Current single "I've Got Your Music" was particularly inspired by the uniquely modern, breathlessly romantic experience of taking your favorite songs with you everywhere via portable devices ("When I'm alone / in my 'phones / I feel love / in digital stereo.") But for the music video, the band wanted to pay homage to a more analog past-time, asking fans to submit videos of themselves holding up vinyl sleeves of their favorite records. The diversity of the results was surprising - or lack thereof, as it were.
"It was quite funny, when we got them all initially it was like, 'Ok, we can really see who our demographic is - people who look very similar,'" Stanley says with a laugh of the band's largely white male fan base. "So we got some more young girls, even put our kids in there." A fan's dog even makes an appearance, jamming out with headphones to his favorite Kraftwerk LP.

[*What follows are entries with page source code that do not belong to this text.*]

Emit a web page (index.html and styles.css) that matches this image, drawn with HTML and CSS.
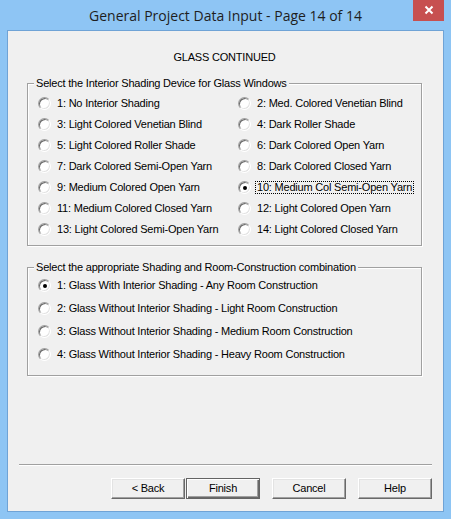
FILE: index.html
```html
<!DOCTYPE html>
<html>
<head>
<meta charset="utf-8">
<title>General Project Data Input - Page 14 of 14</title>
<link rel="stylesheet" href="styles.css">
</head>
<body>
<div class="window">
  <div class="titlebar">
    <div class="title">General Project Data Input - Page 14 of 14</div>
    <div class="close">
      <svg width="10" height="10" viewBox="0 0 10 10"><path d="M1.5 1.5 L8.5 8.5 M8.5 1.5 L1.5 8.5" stroke="#fff" stroke-width="2" fill="none"/></svg>
    </div>
  </div>
  <div class="client">
    <div class="heading">GLASS CONTINUED</div>

    <div class="group group-shading">
      <div class="group-title">Select the Interior Shading Device for Glass Windows</div>
      <div class="grid">
        <div class="opt"><span class="radio"></span><span class="lbl">1: No Interior Shading</span></div>
        <div class="opt"><span class="radio"></span><span class="lbl">2: Med. Colored Venetian Blind</span></div>
        <div class="opt"><span class="radio"></span><span class="lbl">3: Light Colored Venetian Blind</span></div>
        <div class="opt"><span class="radio"></span><span class="lbl">4: Dark Roller Shade</span></div>
        <div class="opt"><span class="radio"></span><span class="lbl">5: Light Colored Roller Shade</span></div>
        <div class="opt"><span class="radio"></span><span class="lbl">6: Dark Colored Open Yarn</span></div>
        <div class="opt"><span class="radio"></span><span class="lbl">7: Dark Colored Semi-Open Yarn</span></div>
        <div class="opt"><span class="radio"></span><span class="lbl">8: Dark Colored Closed Yarn</span></div>
        <div class="opt"><span class="radio"></span><span class="lbl">9: Medium Colored Open Yarn</span></div>
        <div class="opt"><span class="radio checked"></span><span class="lbl focus">10: Medium Col Semi-Open Yarn</span></div>
        <div class="opt"><span class="radio"></span><span class="lbl">11: Medium Colored Closed Yarn</span></div>
        <div class="opt"><span class="radio"></span><span class="lbl">12: Light Colored Open Yarn</span></div>
        <div class="opt"><span class="radio"></span><span class="lbl">13: Light Colored Semi-Open Yarn</span></div>
        <div class="opt"><span class="radio"></span><span class="lbl">14: Light Colored Closed Yarn</span></div>
      </div>
    </div>

    <div class="group group-combo">
      <div class="group-title">Select the appropriate Shading and Room-Construction combination</div>
      <div class="list">
        <div class="opt"><span class="radio checked"></span><span class="lbl">1: Glass With Interior Shading - Any Room Construction</span></div>
        <div class="opt"><span class="radio"></span><span class="lbl">2: Glass Without Interior Shading - Light Room Construction</span></div>
        <div class="opt"><span class="radio"></span><span class="lbl">3: Glass Without Interior Shading - Medium Room Construction</span></div>
        <div class="opt"><span class="radio"></span><span class="lbl">4: Glass Without Interior Shading - Heavy Room Construction</span></div>
      </div>
    </div>

    <div class="separator"></div>
    <div class="buttons">
      <div class="btn">&lt; Back</div>
      <div class="btn default">Finish</div>
      <div class="btn gap">Cancel</div>
      <div class="btn gap">Help</div>
    </div>
  </div>
</div>
</body>
</html>
```
FILE: styles.css
```css
html, body {
  margin: 0;
  padding: 0;
}
body {
  width: 451px;
  height: 519px;
  overflow: hidden;
  font-family: "Liberation Sans", Arial, sans-serif;
  font-size: 11px;
  letter-spacing: -0.2px;
  color: #000;
}
.window {
  width: 451px;
  height: 519px;
  box-sizing: border-box;
  background: #8ec5f4;
  display: flex;
  flex-direction: column;
  padding: 0 7px 7px 7px;
}
.titlebar {
  height: 30px;
  flex: none;
  display: grid;
  grid-template-columns: 1fr auto 1fr;
}
.title {
  grid-column: 2;
  align-self: center;
  font-family: "Open Sans", "Noto Sans", sans-serif;
  font-size: 14px;
  letter-spacing: 0;
  color: #1e1e1e;
  line-height: 20px;
  padding-top: 1px;
}
.close {
  grid-column: 3;
  justify-self: end;
  align-self: start;
  width: 31px;
  height: 21px;
  background: #c75050;
  display: flex;
  align-items: center;
  justify-content: center;
}
.close svg {
  display: block;
  margin-top: -1px;
}
.client {
  flex: 1;
  border: 1px solid #6fa3d6;
  background: #f0f0f0;
  display: flex;
  flex-direction: column;
  padding: 20px 0 12px 0;
}
.heading {
  line-height: 13px;
  text-align: center;
  margin: 0 21px 0 19px;
}
.group {
  margin: 0 21px 0 19px;
  border: 1px solid #a0a0a0;
  box-shadow: 1px 1px 0 #fff, inset 1px 1px 0 #fff;
}
.group-shading {
  margin-top: 19px;
  padding: 0 0 5px 10px;
}
.group-combo {
  margin-top: 21px;
  padding: 0 0 9px 10px;
}
.group-title {
  margin: -7px 0 0 -4px;
  padding: 0 2px;
  line-height: 13px;
  background: #f0f0f0;
  width: fit-content;
}
.group-shading .group-title {
  margin-bottom: 3px;
}
.grid {
  display: grid;
  grid-template-columns: 200px 1fr;
  grid-auto-rows: 21px;
}
.list {
  display: grid;
  grid-auto-rows: 23px;
}
.opt {
  display: flex;
  align-items: center;
  white-space: nowrap;
}
.radio {
  width: 13px;
  height: 13px;
  box-sizing: border-box;
  flex: none;
  border-radius: 50%;
  border: 1px solid;
  border-color: #a0a0a0 #ffffff #ffffff #a0a0a0;
  background: #fff;
  box-shadow: inset 1px 1px 0 #696969, inset -1px -1px 0 #e3e3e3;
  margin-right: 4px;
  display: flex;
  align-items: center;
  justify-content: center;
}
.radio.checked::after {
  content: "";
  width: 4px;
  height: 4px;
  border-radius: 50%;
  background: #000;
}
.lbl {
  border: 1px solid transparent;
  padding: 0 1px;
  line-height: 11px;
}
.lbl.focus {
  border: 1px dotted #000;
}
.separator {
  margin: auto 11px 12px 11px;
  height: 1px;
  background: #a0a0a0;
  border-bottom: 1px solid #fff;
  flex: none;
}
.buttons {
  display: flex;
  justify-content: flex-end;
  margin-right: 11px;
}
.btn {
  width: 74px;
  height: 21px;
  box-sizing: border-box;
  border: 1px solid;
  border-color: #fff #696969 #696969 #fff;
  box-shadow: inset -1px -1px 0 #a0a0a0, inset 1px 1px 0 #e3e3e3;
  background: #f0f0f0;
  display: flex;
  align-items: center;
  justify-content: center;
  line-height: 13px;
}
.btn.default {
  margin-left: 1px;
  border: 1px solid #646464;
  box-shadow: inset 1px 1px 0 #fff, inset -1px -1px 0 #696969, inset -2px -2px 0 #a0a0a0;
}
.btn.gap {
  margin-left: 12px;
}
```
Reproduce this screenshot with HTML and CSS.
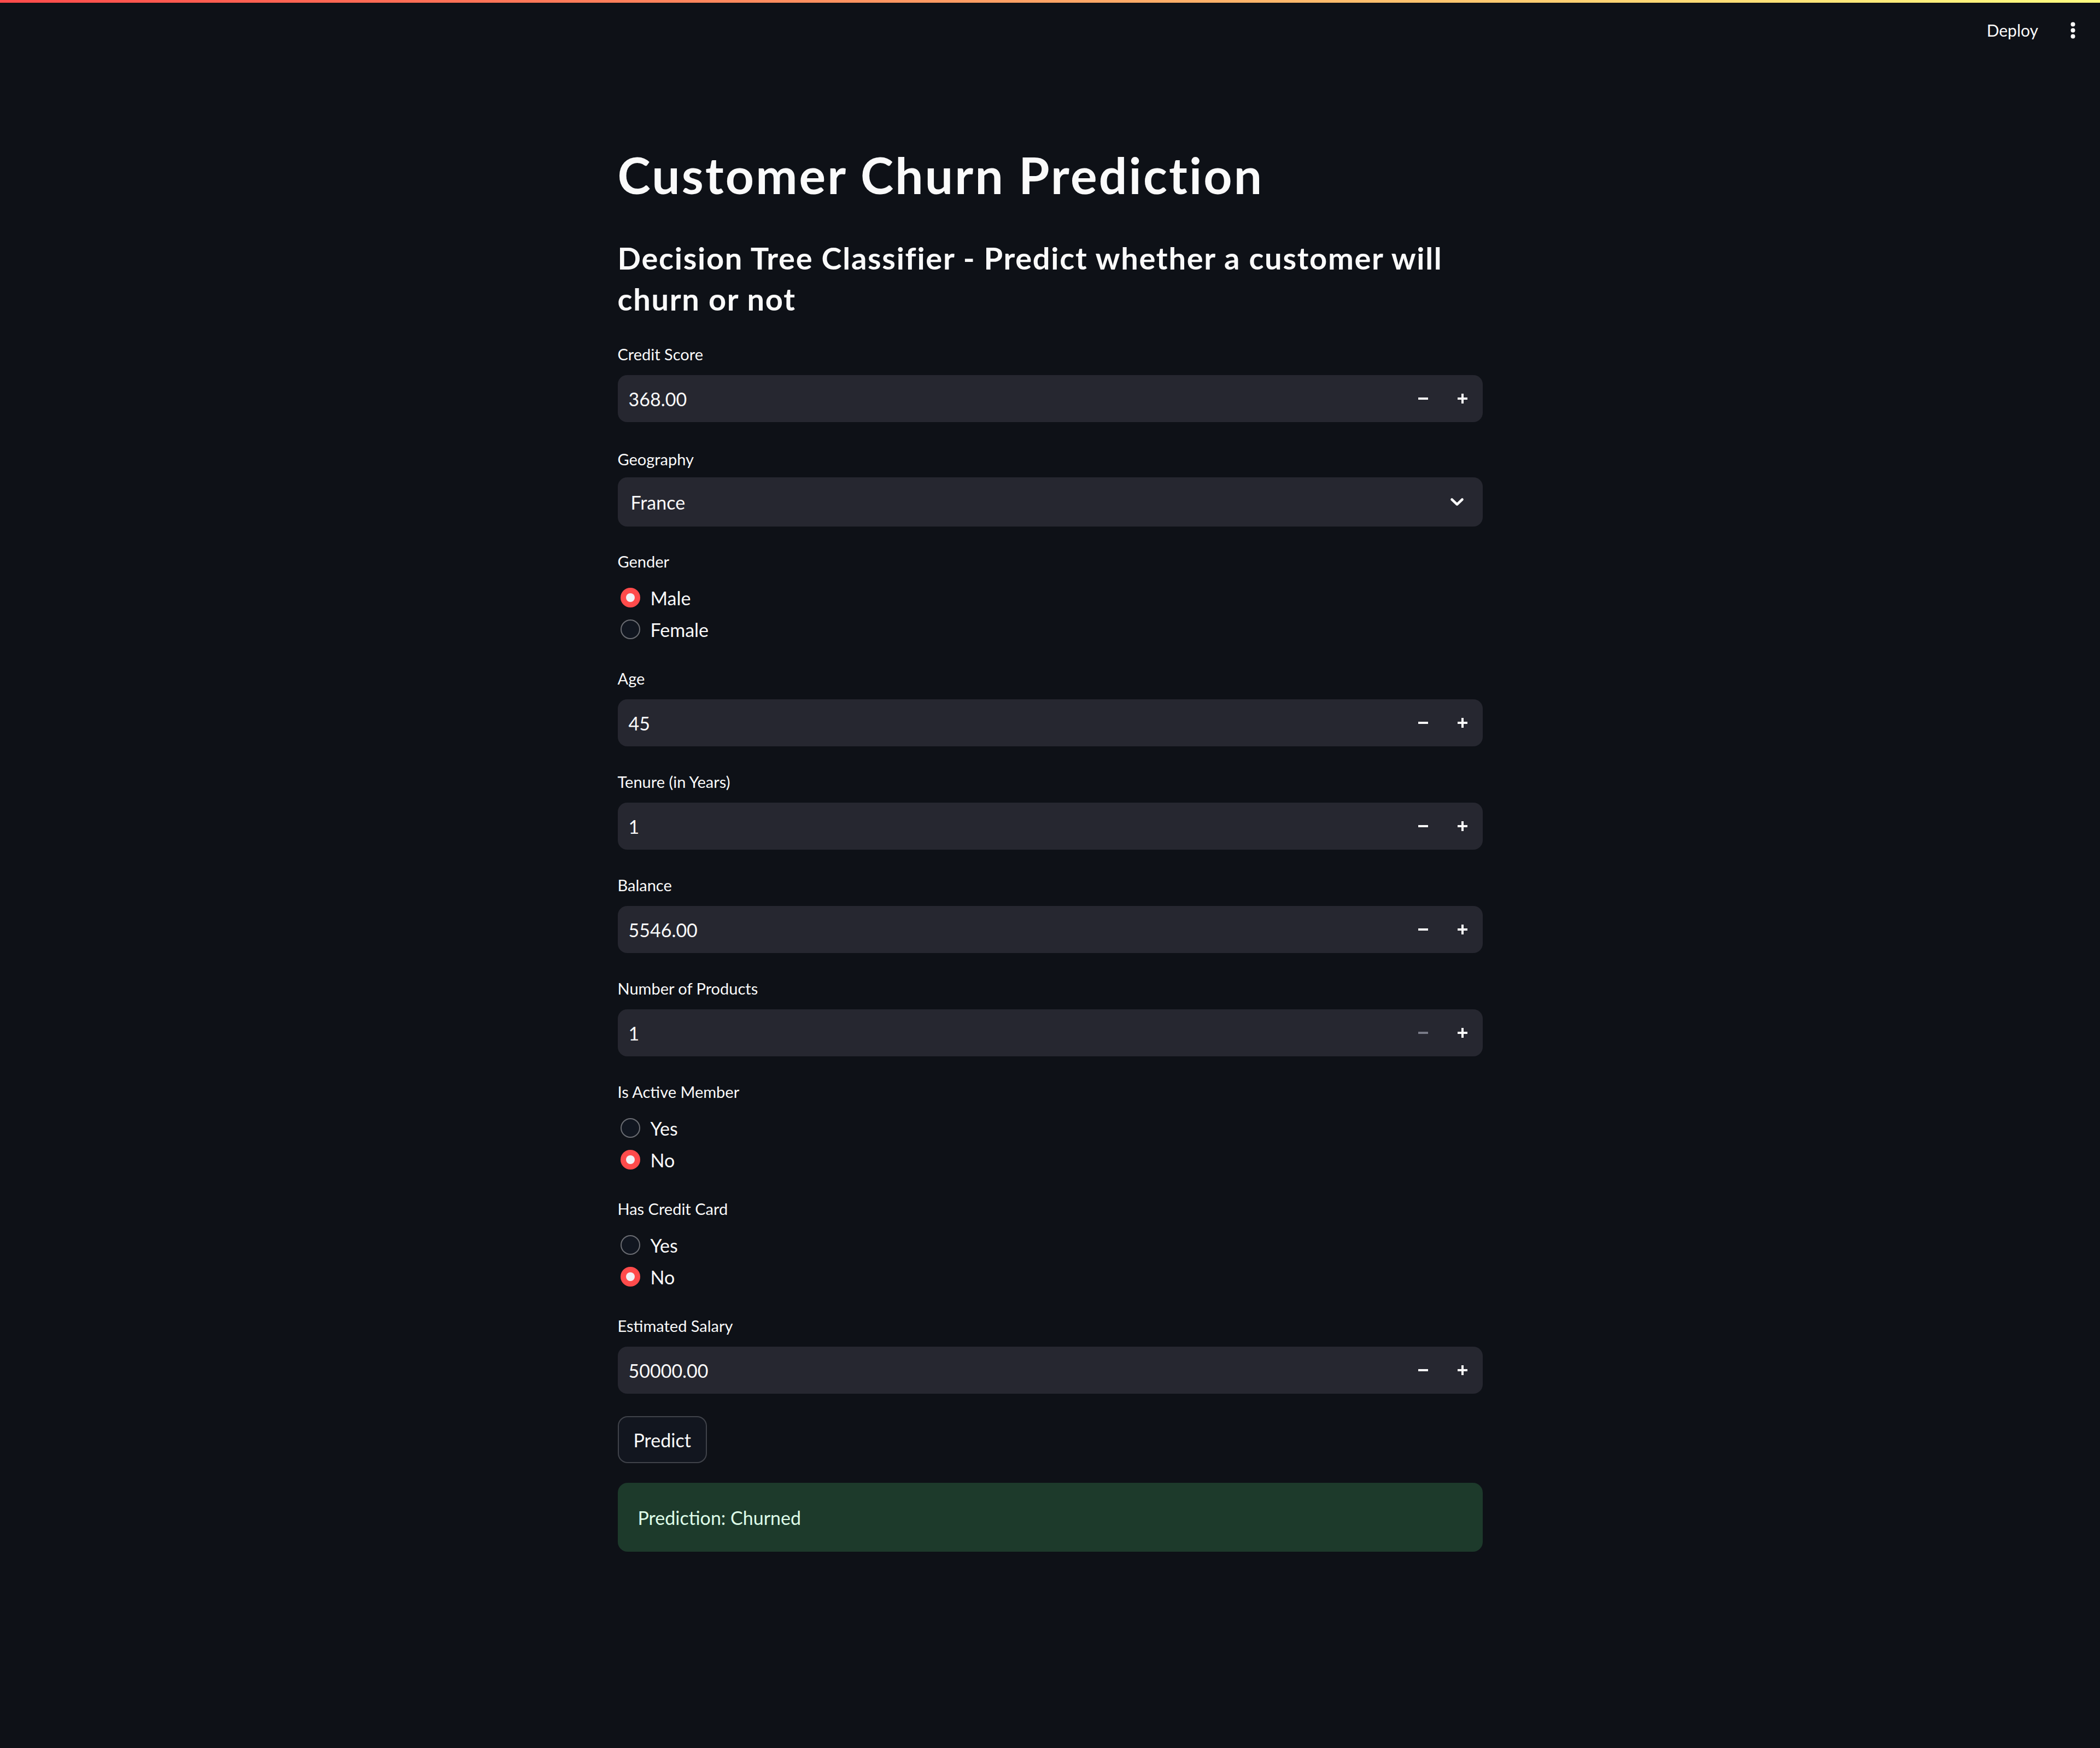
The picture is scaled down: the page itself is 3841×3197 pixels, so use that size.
FILE: index.html
```html
<!DOCTYPE html>
<html lang="en">
<head>
<meta charset="utf-8">
<title>Customer Churn Prediction</title>
<link rel="stylesheet" href="styles.css">
</head>
<body>
<div class="decoration"></div>
<header class="topbar">
  <span class="deploy">Deploy</span>
  <svg class="menu" width="9" height="31" viewBox="0 0 9 31" aria-hidden="true">
    <circle cx="4.5" cy="4.5" r="4"/>
    <circle cx="4.5" cy="15.5" r="4"/>
    <circle cx="4.5" cy="26.5" r="4"/>
  </svg>
</header>

<main class="main">
  <h1 class="title">Customer Churn Prediction</h1>
  <h3 class="subtitle">Decision Tree Classifier - Predict whether a customer will churn or not</h3>

  <div class="field number">
    <div class="label">Credit Score</div>
    <div class="numbox">
      <span class="value">368.00</span>
      <span class="step"><svg viewBox="0 0 18 18"><path d="M0 9H18"/></svg></span>
      <span class="step"><svg viewBox="0 0 18 18"><path d="M0 9H18M9 0V18"/></svg></span>
    </div>
  </div>

  <div class="field select">
    <div class="label">Geography</div>
    <div class="selectbox">
      <span class="value">France</span>
      <svg class="chevron" viewBox="0 0 24 14"><path d="M2.5 2.5L12 11.5L21.5 2.5"/></svg>
    </div>
  </div>

  <div class="field radio">
    <div class="label">Gender</div>
    <div class="option"><span class="dot checked"></span><span>Male</span></div>
    <div class="option"><span class="dot"></span><span>Female</span></div>
  </div>

  <div class="field number">
    <div class="label">Age</div>
    <div class="numbox">
      <span class="value">45</span>
      <span class="step"><svg viewBox="0 0 18 18"><path d="M0 9H18"/></svg></span>
      <span class="step"><svg viewBox="0 0 18 18"><path d="M0 9H18M9 0V18"/></svg></span>
    </div>
  </div>

  <div class="field number">
    <div class="label">Tenure (in Years)</div>
    <div class="numbox">
      <span class="value">1</span>
      <span class="step"><svg viewBox="0 0 18 18"><path d="M0 9H18"/></svg></span>
      <span class="step"><svg viewBox="0 0 18 18"><path d="M0 9H18M9 0V18"/></svg></span>
    </div>
  </div>

  <div class="field number">
    <div class="label">Balance</div>
    <div class="numbox">
      <span class="value">5546.00</span>
      <span class="step"><svg viewBox="0 0 18 18"><path d="M0 9H18"/></svg></span>
      <span class="step"><svg viewBox="0 0 18 18"><path d="M0 9H18M9 0V18"/></svg></span>
    </div>
  </div>

  <div class="field number">
    <div class="label">Number of Products</div>
    <div class="numbox">
      <span class="value">1</span>
      <span class="step disabled"><svg viewBox="0 0 18 18"><path d="M0 9H18"/></svg></span>
      <span class="step"><svg viewBox="0 0 18 18"><path d="M0 9H18M9 0V18"/></svg></span>
    </div>
  </div>

  <div class="field radio">
    <div class="label">Is Active Member</div>
    <div class="option"><span class="dot"></span><span>Yes</span></div>
    <div class="option"><span class="dot checked"></span><span>No</span></div>
  </div>

  <div class="field radio">
    <div class="label">Has Credit Card</div>
    <div class="option"><span class="dot"></span><span>Yes</span></div>
    <div class="option"><span class="dot checked"></span><span>No</span></div>
  </div>

  <div class="field number">
    <div class="label">Estimated Salary</div>
    <div class="numbox">
      <span class="value">50000.00</span>
      <span class="step"><svg viewBox="0 0 18 18"><path d="M0 9H18"/></svg></span>
      <span class="step"><svg viewBox="0 0 18 18"><path d="M0 9H18M9 0V18"/></svg></span>
    </div>
  </div>

  <button class="predict" type="button">Predict</button>

  <div class="alert">Prediction: Churned</div>
</main>
</body>
</html>
```

FILE: styles.css
```css
html, body {
  margin: 0;
  padding: 0;
}

body {
  background: #0e1117;
  color: #fafafa;
  font-family: Lato, "Noto Sans", "Liberation Sans", sans-serif;
}

.decoration {
  height: 5px;
  background: linear-gradient(90deg, #ff4b4b, #fffd80);
}

.topbar {
  height: 100px;
  display: flex;
  justify-content: flex-end;
  align-items: center;
  gap: 59px;
  padding-right: 45px;
}

.deploy {
  font-size: 30px;
  line-height: 1;
}

.menu circle {
  fill: #fafafa;
}

.main {
  width: 1582px;
  margin: 0 auto;
  padding: 160px 0 200px;
  display: flex;
  flex-direction: column;
  gap: 36px;
}

.title {
  margin: 0 0 24px;
  font-size: 91px;
  line-height: 109px;
  font-weight: 700;
  letter-spacing: 3.2px;
}

.subtitle {
  margin: 0 0 3px;
  font-size: 56px;
  line-height: 75px;
  font-weight: 700;
  letter-spacing: 1.7px;
}

.field {
  display: flex;
  flex-direction: column;
}

.label {
  font-size: 29px;
  line-height: 50px;
  height: 50px;
}

.number {
  margin-bottom: 4px;
}

.number .label {
  margin-bottom: 13px;
}

.select {
  margin: 3px 0;
}

.select .label {
  margin-bottom: 8px;
}

.radio .label {
  margin-bottom: 12px;
}

.numbox,
.selectbox {
  display: flex;
  align-items: center;
  background: #262730;
  border-radius: 17px;
}

.numbox {
  height: 86px;
  padding-left: 20px;
  padding-right: 1px;
}

.selectbox {
  height: 90px;
  padding: 0 35px 0 24px;
}

.value {
  flex: 1;
  font-size: 34px;
}

.step {
  width: 72px;
  height: 86px;
  display: flex;
  align-items: center;
  justify-content: center;
}

.step svg {
  width: 18px;
  height: 18px;
}

.step path {
  stroke: #fafafa;
  stroke-width: 4;
  fill: none;
}

.step.disabled path {
  stroke: #787a86;
}

.chevron {
  width: 24px;
  height: 14px;
}

.chevron path {
  stroke: #fafafa;
  stroke-width: 4.5;
  fill: none;
  stroke-linecap: round;
  stroke-linejoin: round;
}

.option {
  height: 58px;
  display: flex;
  align-items: center;
  gap: 19px;
  padding-left: 5px;
  font-size: 34px;
}

.dot {
  width: 36px;
  height: 36px;
  box-sizing: border-box;
  border-radius: 50%;
  border: 2px solid #6a6c72;
  background: #111620;
  display: flex;
  align-items: center;
  justify-content: center;
}

.dot.checked {
  border: none;
  background: #ff4b4b;
}

.dot.checked::after {
  content: "";
  width: 16px;
  height: 16px;
  border-radius: 50%;
  background: #f0f2f6;
}

.predict {
  align-self: flex-start;
  height: 86px;
  padding: 0 27px;
  margin: 1px 0 0;
  font-family: inherit;
  font-size: 34px;
  color: #fafafa;
  background: #12161f;
  border: 2px solid rgba(250, 250, 250, 0.2);
  border-radius: 18px;
}

.alert {
  height: 126px;
  box-sizing: border-box;
  padding: 0 37px;
  display: flex;
  align-items: center;
  background: #1d3a2b;
  color: #dffde9;
  border-radius: 18px;
  font-size: 34px;
}
```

Up next for the band: more reissues (an updated version of 1995's remix album "Casino Classics" and a deluxe edition of Cracknell's solo album "Lipslide") and an upcoming book about the evolution of pop music written by Stanley, a music journalist who has contributed to The Guardian and Pitchfork. Plus: more remixes under the Saint Etienne name (led by Wiggs) for artists like Lindstrom and El Perro Del Mar. Wiggs also recently wrapped production work on the upcoming second album from L.A.-based Balearic-pop band Kisses. "It's kind of a weird thing in a way, collaboration with other people without them being in the room," Wiggs says with a laugh.
Past remixes have included The Pains Of Being Pure At Heart, The 2 Bears and The One AM Radio - all bands that have likely gained inspiration from Saint Etienne over the years, but often find themselves the subject of mutual admiration. "We've kind of chosen to remix bands in a way that they might like us. You can tell if someone has a similar aspect and just hope that they say yes -- that's the dream," Wiggs says.